When I bound off the last stitch from the machine, I heaved a heavy sigh of relief because I was now on the terra firma of hand work, which can have its delicate moments but spares me the sudden disasters out of nowhere that happen in machine knitting. But even as I sighed that sigh of relief, I began itching to cast on the next project. “Why would I be so relieved to be safely done with the machine knitting on one project while champing at the bit to start something new?” I asked Melissa, Lovelyarn’s owner, as I sat in the store with her, mattress-stitching the raglan yoke seams together and double-knitting the neck band by hand. “You just like scaring yourself,” she replied. Maybe I do. But I’m looking forward to the time when I know what I’m doing on the knitting machine to the point that the trepidation disappears and I can approach it with the same confidence that I have with hand knitting.
When I finished assembling my sweater, I had serious concerns about the fit. It blocked out to the measurements I had intended, and it got good reactions from people who saw me wearing it, but it still felt a bit constrictive and I was conscious of the outlines of fleshy protrusions. Since then it has grown on me. Literally– it seems to have relaxed and molded to my body in a more forgiving way, and I feel comfortable in it.
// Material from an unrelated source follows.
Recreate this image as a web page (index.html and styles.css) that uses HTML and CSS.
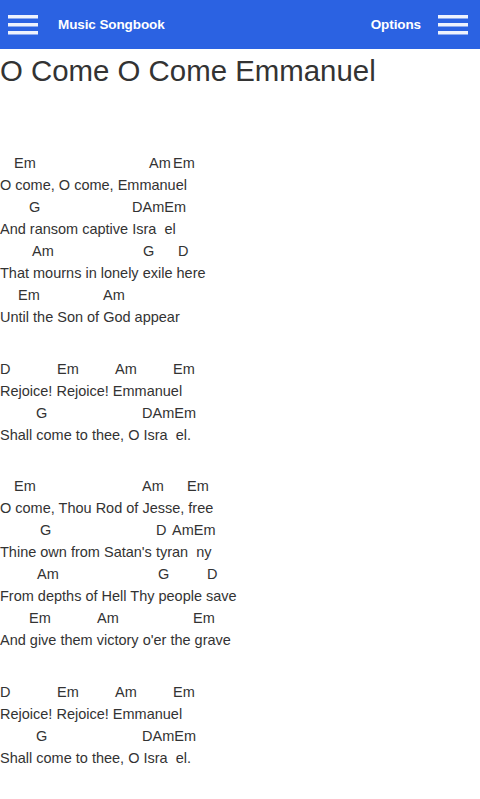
FILE: index.html
```html
<!DOCTYPE html>
<html>
<head>
<meta charset="utf-8">
<link rel="stylesheet" href="styles.css">
</head>
<body>
<header class="bar">
  <div class="bar-left">
    <svg class="menu" width="30" height="20" viewBox="0 0 30 20"><rect x="0" y="0" width="30" height="3.5"/><rect x="0" y="8" width="30" height="3.5"/><rect x="0" y="16" width="30" height="3.5"/></svg>
    <span class="brand">Music Songbook</span>
  </div>
  <div class="bar-right">
    <span class="opt">Options</span>
    <svg class="menu" width="30" height="20" viewBox="0 0 30 20"><rect x="0" y="0" width="30" height="3.5"/><rect x="0" y="8" width="30" height="3.5"/><rect x="0" y="16" width="30" height="3.5"/></svg>
  </div>
</header>
<h1 class="title">O Come O Come Emmanuel</h1>
<main class="song">
  <div class="stanza">
    <div class="chords" style="padding-left:14px"><span class="ch" style="width:135px">Em</span><span class="ch" style="width:24px">Am</span><span class="ch">Em</span></div>
    <div class="lyric">O come, O come, Emmanuel</div>
    <div class="chords" style="padding-left:29px"><span class="ch" style="width:103px">G</span><span class="ch">DAmEm</span></div>
    <div class="lyric">And ransom captive Isra  el</div>
    <div class="chords" style="padding-left:32px"><span class="ch" style="width:111px">Am</span><span class="ch" style="width:35px">G</span><span class="ch">D</span></div>
    <div class="lyric">That mourns in lonely exile here</div>
    <div class="chords" style="padding-left:18px"><span class="ch" style="width:85px">Em</span><span class="ch">Am</span></div>
    <div class="lyric">Until the Son of God appear</div>
  </div>
  <div class="stanza">
    <div class="chords"><span class="ch" style="width:57px">D</span><span class="ch" style="width:58px">Em</span><span class="ch" style="width:58px">Am</span><span class="ch">Em</span></div>
    <div class="lyric">Rejoice! Rejoice! Emmanuel</div>
    <div class="chords" style="padding-left:36px"><span class="ch" style="width:106px">G</span><span class="ch">DAmEm</span></div>
    <div class="lyric">Shall come to thee, O Isra  el.</div>
  </div>
  <div class="stanza">
    <div class="chords" style="padding-left:14px"><span class="ch" style="width:128px">Em</span><span class="ch" style="width:45px">Am</span><span class="ch">Em</span></div>
    <div class="lyric">O come, Thou Rod of Jesse, free</div>
    <div class="chords" style="padding-left:40px"><span class="ch" style="width:116px">G</span><span class="ch" style="width:16px">D</span><span class="ch">AmEm</span></div>
    <div class="lyric">Thine own from Satan's tyran  ny</div>
    <div class="chords" style="padding-left:37px"><span class="ch" style="width:121px">Am</span><span class="ch" style="width:49px">G</span><span class="ch">D</span></div>
    <div class="lyric">From depths of Hell Thy people save</div>
    <div class="chords" style="padding-left:29px"><span class="ch" style="width:68px">Em</span><span class="ch" style="width:96px">Am</span><span class="ch">Em</span></div>
    <div class="lyric">And give them victory o'er the grave</div>
  </div>
  <div class="stanza">
    <div class="chords"><span class="ch" style="width:57px">D</span><span class="ch" style="width:58px">Em</span><span class="ch" style="width:58px">Am</span><span class="ch">Em</span></div>
    <div class="lyric">Rejoice! Rejoice! Emmanuel</div>
    <div class="chords" style="padding-left:36px"><span class="ch" style="width:106px">G</span><span class="ch">DAmEm</span></div>
    <div class="lyric">Shall come to thee, O Isra  el.</div>
  </div>
</main>
</body>
</html>
```
FILE: styles.css
```css
html, body {
  margin: 0;
  padding: 0;
  background: #ffffff;
  font-family: "Liberation Sans", Arial, sans-serif;
  color: #333333;
}
.bar {
  height: 49px;
  background: #2b62e2;
  display: flex;
  align-items: center;
  justify-content: space-between;
  padding: 0 12px 0 8px;
}
.bar-left, .bar-right {
  display: flex;
  align-items: center;
}
.menu {
  fill: #eef2fd;
  display: block;
}
.brand {
  margin-left: 20px;
  color: #ffffff;
  font-weight: bold;
  font-size: 13.5px;
  letter-spacing: -0.1px;
}
.opt {
  margin-right: 17px;
  color: #ffffff;
  font-weight: bold;
  font-size: 13.5px;
  letter-spacing: -0.1px;
}
.title {
  margin: 5px 0 0 0;
  font-size: 29.4px;
  line-height: 33px;
  font-weight: normal;
  color: #333333;
}
.song {
  padding-top: 65px;
  font-size: 14.5px;
  line-height: 22px;
}
.stanza {
  margin-bottom: 29.5px;
}
.chords, .lyric {
  height: 22px;
  white-space: pre;
}
.ch {
  display: inline-block;
}
```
As for my husband and his sweater, every time he puts it on, it bunches up at the back of his neck and I have to yank it down. It looks fine once I’ve pulled it into place, but I think I probably should have put in more extra rows at the back, maybe 6 additional rows to bring it to 20 instead of 14. At least he usually puts it on with the front in front, unlike the original sweater I used as a template, which has now been replaced by his machine-knit, stripes-of-many-plant-dyed-colors, raglan sweater as his new favorite sweater.